No one, to my knowledge, has ever kept official records of the amount of blood shed by performers at the hands of pitiless critics. But if such a thing could ever be quantified, here assuredly would be a candidate for the most savage review of the past half-century.
John Simon is writing about Liza Minnelli in an otherwise forgettable "supposed Broadway musical" called "The Act":
"I always thought Miss Minnelli's face deserving of first place in the beagle category. Less aphoristically speaking, it is a face going off in three directions simultaneously: the nose always en route to becoming a trunk, blubber lips unable to resist the pull of gravity, and a chin trying its damndest to withdraw into the neck, apparently to avoid responsibility for what goes on above it. It is, like any face, one that could be redeemed by genuine talent, but Miss Minnelli has only brashness, pathos and energy."
Her fans being as dedicated as they were (and her late mother's, too), the critic was understandably beset by a small avalanche of wounded protest. He subsequently wrote defending himself: "I go to the theater to see beauty -- in costumes, scenery, walks, faces -- unless the situation calls for something else. And if we are allowed to invoke aesthetic criteria where other things presented onstage are concerned, why should faces be taboo?"
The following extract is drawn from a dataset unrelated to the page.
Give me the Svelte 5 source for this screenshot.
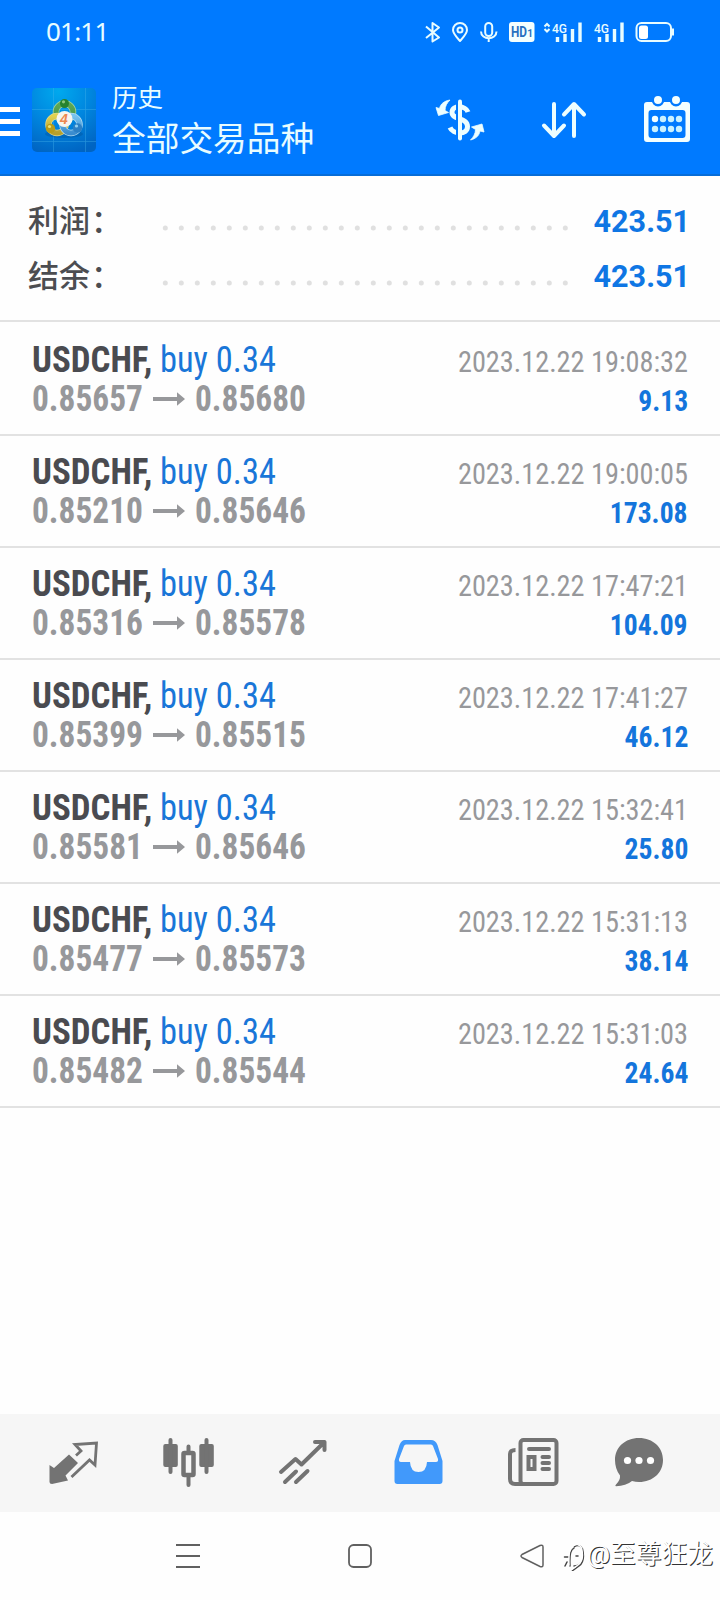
<script>
  const totals = [
    { label: '利润', value: '423.51' },
    { label: '结余', value: '423.51' }
  ];
  const deals = [
    { from: '0.85657', to: '0.85680', time: '2023.12.22 19:08:32', profit: '9.13' },
    { from: '0.85210', to: '0.85646', time: '2023.12.22 19:00:05', profit: '173.08' },
    { from: '0.85316', to: '0.85578', time: '2023.12.22 17:47:21', profit: '104.09' },
    { from: '0.85399', to: '0.85515', time: '2023.12.22 17:41:27', profit: '46.12' },
    { from: '0.85581', to: '0.85646', time: '2023.12.22 15:32:41', profit: '25.80' },
    { from: '0.85477', to: '0.85573', time: '2023.12.22 15:31:13', profit: '38.14' },
    { from: '0.85482', to: '0.85544', time: '2023.12.22 15:31:03', profit: '24.64' }
  ];
  const dots = Array.from({ length: 26 }, (_, i) => 3.3 + i * 16);
</script>

<div class="screen">
  <header>
    <div class="status">
      <span class="clock">01:11</span>
      <svg width="260" height="32" viewBox="420 15 260 32" fill="none" stroke="#e8fcff" stroke-width="2">
        <path d="M426 26.5 439 37.5 432.5 41.5V23L439 27.5 426 38" stroke-linejoin="round" />
        <path d="M460 41C455.500 36 453 33.500 453 30a7 7 0 0 1 14 0C467 33.500 464.500 36 460 41Z" stroke-linejoin="round" />
        <circle cx="460" cy="30" r="2.500" />
        <rect x="485.200" y="23" width="7" height="13" rx="3.500" />
        <path d="M481 31.500c0 9 15.500 9 15.500 0M488.700 38.500V42" />
        <rect x="509" y="22" width="25.500" height="20" rx="3" fill="#f4ffff" stroke="none" />
        <text x="511" y="37.300" class="hd" textLength="16" lengthAdjust="spacingAndGlyphs">HD</text>
        <text x="527.300" y="37.300" class="hd one">1</text>
        <path d="M544.500 26.500 547 24 549.500 26.500M544.500 29 547 31.500 549.500 29" />
        <text x="552" y="33" class="net" textLength="15" lengthAdjust="spacingAndGlyphs">4G</text>
        <path d="M557.500 37V42M565 34V42M572.500 29V42M580 22.500V42" stroke-width="3.400" />
        <text x="594" y="33" class="net" textLength="15" lengthAdjust="spacingAndGlyphs">4G</text>
        <path d="M599.500 37V42M607 34V42M614.500 29V42M622 22.500V42" stroke-width="3.400" />
        <rect x="636.500" y="23" width="34.500" height="18" rx="5" />
        <rect x="639" y="25.500" width="9" height="13.500" rx="2.500" fill="#fff" stroke="none" />
        <path d="M673 28.500v7" />
      </svg>
    </div>
    <div class="bar">
      <span class="menu"><i></i><i></i><i></i></span>
      <svg class="logo" width="64" height="64" viewBox="0 0 64 64">
        <defs>
          <radialGradient id="sky" cx=".42" cy=".05" r="1"><stop offset="0" stop-color="#00a9ee" /><stop offset=".5" stop-color="#0086df" /><stop offset="1" stop-color="#0064c2" /></radialGradient>
          <linearGradient id="gr" x2="0" y2="1"><stop offset="0" stop-color="#5fa956" /><stop offset="1" stop-color="#3f9148" /></linearGradient>
          <linearGradient id="ye" x2="0" y2="1"><stop offset="0" stop-color="#e2d250" /><stop offset="1" stop-color="#b79f2b" /></linearGradient>
          <linearGradient id="bl" x2="0" y2="1"><stop offset="0" stop-color="#78c3ee" /><stop offset="1" stop-color="#3a8ccf" /></linearGradient>
        </defs>
        <rect width="64" height="64" rx="5" fill="url(#sky)" />
        <path d="M21.500 0V64M53.500 0V64M0 21.500H64M0 53.500H64" stroke="#4bb9ed" stroke-width=".7" opacity=".5" />
        <ellipse cx="32" cy="46" rx="19" ry="4" fill="#004c91" opacity=".35" />
        <g fill="none">
          <circle cx="32.500" cy="24" r="8.500" stroke="#a9d8a4" stroke-width="6.500" /><circle cx="32.500" cy="24" r="8.500" stroke="url(#gr)" stroke-width="5" />
          <circle cx="25" cy="36.500" r="8.500" stroke="#e0d98a" stroke-width="6.500" /><circle cx="25" cy="36.500" r="8.500" stroke="url(#ye)" stroke-width="5" />
          <circle cx="39" cy="36.500" r="8.500" stroke="#b2dcf2" stroke-width="6.500" /><circle cx="39" cy="36.500" r="8.500" stroke="url(#bl)" stroke-width="5" />
        </g>
        <circle cx="32.500" cy="15.500" r="4.500" fill="#26832e" /><circle cx="31.500" cy="13.800" r="1.600" fill="#8bc77b" />
        <circle cx="18.500" cy="40.500" r="4.700" fill="#b99c18" /><circle cx="17.500" cy="38.500" r="1.600" fill="#efe36f" />
        <circle cx="45.500" cy="40" r="4.700" fill="#2c80c5" /><circle cx="44.500" cy="38" r="1.600" fill="#91d1f2" />
        <circle cx="32.500" cy="31" r="8" fill="#f6f5ef" />
        <text x="32" y="36" text-anchor="middle" class="four">4</text>
      </svg>
      <div class="titles">
        <span class="sub">历史</span>
        <span class="main">全部交易品种</span>
      </div>
      <svg class="tool money" width="60" height="60" viewBox="430 90 60 60" fill="none" stroke="#edfeff">
        <path d="M468 112C466 106 452 104 452 112.500 452 120 467.500 117 467.500 126.500 467.500 135.500 453 134.500 450 127.500" stroke-width="5" />
        <path d="M457.500 100V140" stroke="#007aff" stroke-width="3" />
        <path d="M460 101.500V138.500" stroke-width="4" stroke-linecap="round" />
        <path d="M450 100C444 101 440.500 104 439.500 108.500L436 107.500 438.500 115.500 448.500 112.500 445 110.500C445 106 447 103 450 100ZM470.500 140C476 138.500 479 136 480 131L484 132 482 124 471.500 127 475.500 129.500C475.500 133.500 473.500 137 470.500 140Z" fill="#edfeff" stroke-width=".8" stroke-linejoin="round" />
      </svg>
      <svg class="tool sort" width="60" height="60" viewBox="534 90 60 60" fill="none" stroke="#edfeff" stroke-width="4" stroke-linecap="round" stroke-linejoin="round">
        <path d="M554 104V135M544 125.500 554 136 564 125.500M574 136V105M564 114.500 574 104 584 114.500" />
      </svg>
      <svg class="tool cal" width="60" height="60" viewBox="637 90 60 60">
        <path fill-rule="evenodd" d="M647 102H687a3 3 0 0 1 3 3V139a3 3 0 0 1-3 3H647a3 3 0 0 1-3-3V105a3 3 0 0 1 3-3ZM651.500 110a3 3 0 0 0-3 3V135a3 3 0 0 0 3 3H682.500a3 3 0 0 0 3-3V113a3 3 0 0 0-3-3Z" fill="#f4ffff" />
        <g fill="#f4ffff" stroke="#007aff" stroke-width="2.400"><circle cx="658" cy="100" r="5.200" /><circle cx="676" cy="100" r="5.200" /></g>
        <g fill="#c9f1ff">
          <circle cx="655" cy="119" r="3.200" fill="#f4ffff" /><circle cx="663" cy="119" r="3.200" /><circle cx="671" cy="119" r="3.200" /><circle cx="679" cy="119" r="3.200" />
          <circle cx="655" cy="129" r="3.200" /><circle cx="663" cy="129" r="3.200" /><circle cx="671" cy="129" r="3.200" /><circle cx="679" cy="129" r="3.200" />
        </g>
      </svg>
    </div>
  </header>

  <section class="totals">
    {#each totals as t}
      <div class="total">
        <span class="label">{t.label}<i>：</i></span>
        <svg class="leader" width="408" height="6">
          {#each dots as x}<circle cx={x} cy="3" r="2.500" fill="#e0e0e0" />{/each}
        </svg>
        <strong>{t.value}</strong>
      </div>
    {/each}
  </section>

  <main>
    {#each deals as d}
      <article>
        <div class="line">
          <span class="sym"><b>USDCHF,</b><em>buy 0.34</em></span>
          <time>{d.time}</time>
        </div>
        <div class="line">
          <span class="price">
            <b>{d.from}</b>
            <svg width="32" height="14" viewBox="0 0 32 14"><path d="M0 5H24V.2L32 7 24 13.800V9H0Z" fill="#97989b" /></svg>
            <b>{d.to}</b>
          </span>
          <b class="profit">{d.profit}</b>
        </div>
      </article>
    {/each}
  </main>

  <nav>
    <svg width="60" height="60" viewBox="43 1433 60 60">
      <path d="M69 1454.500 78 1463 65.500 1475.500 68 1480.500 52 1484Q49.500 1484 49.500 1482V1465L54 1468Z" fill="#737373" />
      <path d="M76 1455.500 81 1451 75 1444.500 96.500 1443 95 1465 89.500 1460 71.500 1477" fill="none" stroke="#737373" stroke-width="2.800" />
    </svg>
    <svg width="60" height="60" viewBox="158 1433 60 60" fill="#737373">
      <rect x="163.300" y="1444" width="14.500" height="23" rx="2" /><rect x="199.300" y="1444" width="14.500" height="23" rx="2" />
      <path d="M170.500 1440V1472M206.500 1440V1472M188.500 1446.500V1453M188.500 1476V1485" stroke="#737373" stroke-width="4" stroke-linecap="round" />
      <rect x="183.500" y="1453" width="10" height="22" rx="1" fill="none" stroke="#737373" stroke-width="4.500" />
    </svg>
    <svg width="60" height="60" viewBox="273 1433 60 60" fill="none" stroke="#737373" stroke-width="4" stroke-linecap="round" stroke-linejoin="round">
      <path d="M281 1472 295.500 1459 301.500 1464.500 324.500 1442M315 1442H324.500V1450M285 1482 296 1471.500M296 1482 307.500 1471" />
    </svg>
    <svg width="60" height="60" viewBox="388 1433 60 60">
      <path fill-rule="evenodd" d="M405 1440H431Q435.500 1440 437.500 1445L442.500 1461V1481Q442.500 1484 439.500 1484H397.500Q394.500 1484 394.500 1481V1461L399.500 1445Q401.500 1440 405 1440ZM406 1444.500Q404.500 1444.500 404 1446L399 1459Q398.500 1462 401 1462H410Q410.500 1472 418.500 1472 426.500 1472 427 1462H436Q438.500 1462 438 1459L433 1446Q432.500 1444.500 431 1444.500Z" fill="#4199fb" />
    </svg>
    <svg width="60" height="60" viewBox="503 1433 60 60" fill="none" stroke="#737373" stroke-width="4">
      <rect x="520.500" y="1440" width="36" height="44" rx="3" />
      <path d="M515.500 1450Q510 1450 510 1454V1479Q510 1484 515 1484H524" />
      <path d="M529 1449H549M542.500 1457H549M542.500 1463H549M542.500 1469H549" stroke-linecap="round" />
      <rect x="528.500" y="1457" width="6" height="12" stroke-width="4" />
    </svg>
    <svg class="chat" width="60" height="60" viewBox="609 1433 60 60">
      <path d="M639 1438C653 1438 663 1447.500 663 1460S653 1482 639 1482Q635.500 1482 632 1481 626 1486 616 1486.300 614.500 1486 616 1484.500 620.500 1480 620 1475.500 615 1469 615 1460C615 1447.500 625 1438 639 1438Z" fill="#737373" />
      <g fill="#fff"><circle cx="627.500" cy="1460.500" r="3.600" /><circle cx="639" cy="1460.500" r="3.600" /><circle cx="650.500" cy="1460.500" r="3.600" /></g>
    </svg>
  </nav>

  <footer>
    <svg width="24" height="26" viewBox="176 1543 24 26"><path d="M176 1545H200M176 1556H200M176 1567H200" stroke="#606060" stroke-width="1.800" /></svg>
    <svg class="home" width="24" height="26" viewBox="348 1543 24 26"><rect x="349" y="1545" width="22" height="22" rx="4.500" fill="none" stroke="#606060" stroke-width="1.800" /></svg>
    <svg class="back" width="26" height="26" viewBox="519 1543 26 26"><path d="M540 1545.500 522 1554.500Q520 1556 522 1557.500L540 1566.500Q543 1567.500 543 1565V1547Q543 1544.500 540 1545.500Z" fill="none" stroke="#606060" stroke-width="1.500" /></svg>
    <div class="mark">
      <svg width="24" height="30" viewBox="562 1541 24 30" fill="none" stroke-width="1.500" stroke-linecap="round">
        <path d="M574 1547Q579 1543 582.500 1549 585.500 1561 579 1566L572 1571M574 1548Q569 1550 570 1566M564.500 1557H569M565 1566 567 1562M576 1556H578M574 1566Q579 1566 581 1562" stroke="#454545" />
        <path d="M573 1546Q578 1542 581.500 1548 584.500 1560 578 1565L571 1570M573 1547Q568 1549 569 1565" stroke="#fff" />
      </svg>
      <span>@至尊狂龙</span>
    </div>
  </footer>
</div>

<style>
  :global(body) { margin: 0; background: #fefefe; }
  .screen { width: 720px; height: 1600px; display: flex; flex-direction: column; overflow: hidden; background: #fefefe; font-family: Roboto, "Noto Sans CJK SC", sans-serif; }
  svg { display: block; flex: none; }
  header { height: 176px; box-sizing: border-box; background: #007aff; border-bottom: 2px solid #076dd8; color: #e8fcff; }
  .status { display: flex; justify-content: space-between; height: 47px; padding: 15px 40px 0 46px; box-sizing: border-box; }
  .clock { font: 26px/32px "Noto Sans", sans-serif; letter-spacing: -.8px; }
  .hd { font: bold 14px Roboto, sans-serif; fill: #2871bf; stroke: none; }
  .one { font-size: 10px; }
  .net { font: 500 13px Roboto, sans-serif; fill: #e8fcff; stroke: none; }
  .bar { display: flex; align-items: flex-start; height: 127px; }
  .menu { display: flex; flex-direction: column; gap: 7px; margin-top: 60px; width: 20px; }
  .menu i { height: 5px; background: #fff; }
  .logo { margin: 41px 0 0 12px; }
  .four { font: italic bold 14px "Liberation Sans", sans-serif; fill: #ec8850; }
  .titles { display: flex; flex-direction: column; width: 318px; margin: 33px 0 0 16px; }
  .sub { font-size: 25.500px; line-height: 36px; }
  .main { font-size: 33.700px; line-height: 48px; white-space: nowrap; }
  .tool { margin-top: 43px; }
  .sort { margin-left: 44px; }
  .cal { margin-left: 43px; }
  .totals { height: 146px; box-sizing: border-box; padding-top: 17px; border-bottom: 2px solid #e2e2e2; }
  .total { display: flex; height: 55px; align-items: center; padding: 0 30px 0 28px; }
  .label { width: 134px; font-weight: 500; font-size: 31px; line-height: 55px; padding-top: 2px; color: #4c4d51; white-space: nowrap; }
  .label i { font-style: normal; margin-left: 1px; }
  .leader { margin-top: 14px; }
  .total strong { margin-left: auto; font-size: 32px; color: #0f76e4; font-weight: 700; transform: scaleX(.955); transform-origin: right; }
  main { padding-top: 2px; flex: 1; }
  article { height: 112px; box-sizing: border-box; border-bottom: 2px solid #e2e2e2; padding: 16px 32px 0; }
  .line { display: flex; justify-content: space-between; align-items: baseline; height: 39px; line-height: 39px; font-stretch: 75%; white-space: nowrap; }
  .sym, .price { font-size: 37px; }
  .sym b, .sym em, .price b { display: inline-block; transform-origin: left; }
  .sym b { width: 128px; color: #4a4b50; transform: scaleX(.944); }
  .sym em { color: #1976d8; font-style: normal; transform: scaleX(.93); }
  .price { display: flex; align-items: center; color: #97989b; }
  .price b { width: 121px; transform: scaleX(.902); }
  .price b:last-child { margin-left: 10px; }
  time { font-size: 30px; color: #97989b; transform: scaleX(.943); transform-origin: right; }
  .profit { font-size: 30px; color: #1475dc; transform: scaleX(.92); transform-origin: right; }
  nav { display: flex; gap: 55px; height: 98px; padding: 19px 0 0 43px; box-sizing: border-box; background: #f6f6f6; }
  .chat { margin-left: -9px; }
  footer { display: flex; height: 88px; padding: 31px 0 0 176px; box-sizing: border-box; }
  .home { margin-left: 148px; }
  .back { margin-left: 147px; }
  .mark { display: flex; margin: -2px 0 0 17px; }
  .mark span { margin-left: 1px; font-size: 25.700px; line-height: 26px; color: #fff; text-shadow: 1px 1px .5px #333; white-space: nowrap; }
</style>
Why should naked breasts be either, by that logic. So, sure enough, there was that poor aging actress who, constrained to go topless for dramatic reasons, found her breasts pronounced "tuberous" and unacceptable by John Simon in the pages of New York magazine.
It was not for nothing that actress Sylvia Miles -- in one of the fabled moments in the annals of American theater -- dumped a plate of pasta on John Simon's head.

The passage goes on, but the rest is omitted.